The new Roman emperor was greeted by the people of Rome with great enthusiasm, which he justified by governing well and without the bloodiness that had marked Domitian's reign. He freed many people who had been unjustly imprisoned by Domitian and returned a great deal of private property that Domitian had confiscated; a process begun by Nerva before his death. His popularity was such that the Roman Senate eventually bestowed upon Trajan the honorific of optimus, meaning "the best".[7][8]
It was as a military commander that Trajan is best known to history, particularly for his conquests in the Near East, but initially for the two wars against Dacia — the reduction to client Kingdom (101–102), followed by actual incorporation to the Empire of the trans-Danube border Kingdom of Dacia — an area that had troubled Roman thought for over a decade with the unfavourable (and to some, shameful) peace negotiated by Domitian's ministers[9] The Emperor Domitian had unsuccessfully campaigned against Dacia from 86 to 88 without securing a decisive outcome, and Decebalus, the Dacian King, had brazenly flouted the terms of the peace (89 AD) which had been agreed on conclusion of this war.
In the first military campaign c. March–May 101, Trajan launched a victorious attack into the Dacian Kingdom[10] crossing to the northern bank of the Danube River and defeating the Dacian army near or in a mountain pass (Carpati) called Tapae (see Second Battle of Tapae). Trajan's troops were mauled in the encounter, however and he put off further campaigning for the year to heal troops, reinforce, and regroup.[11]
During the following winter, King Decebalus launched a counter-attack across the Danube further downstream, but this was repulsed. Trajan's army advanced further into Dacian territory and forced King Decebalus to submit to him a year later.
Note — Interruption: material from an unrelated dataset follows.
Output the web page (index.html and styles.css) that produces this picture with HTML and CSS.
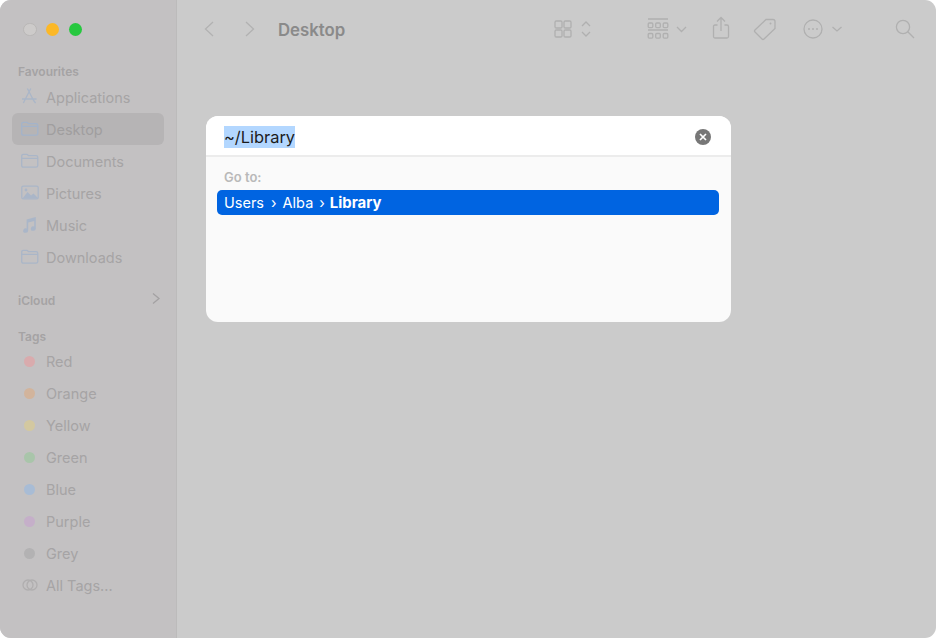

Trajan returned to Rome in triumph and was granted the title Dacicus Maximus. The victory was celebrated by the Tropaeum Traiani. Decebalus though, after being left to his own devices, in 105 undertook an invasion against Roman territory by attempting to stir up some of the tribes north of the river against the empire.[12]
Trajan took to the field again and after building with the design of Apollodorus of Damascus his massive bridge over the Danube, he conquered part of Dacia in 106. After a fierce campaign (see also Second Dacian War), the Dacian Capital, Sarmizegetusa Regia was destroyed, Decebalus fled, but rather than being captured by the Roman cavalry committed suicide, and his severed head was exhibited in Rome on the steps leading up to the Capitol. Trajan built a new city, Colonia Ulpia Traiana Augusta Dacica Sarmizegetusa, on another site than the previous Dacian Capital, although bearing the same full name, Sarmizegetusa. He resettled Dacia with Romans and annexed it as a province of the Roman Empire. Trajan's Dacian campaigns benefited the Empire's finances through the acquisition of Dacia's gold mines. The victory has been commemorated by the construction of the Trajan's Column, which depicts in stone carved basreliefs the Dacian Wars' most important moments.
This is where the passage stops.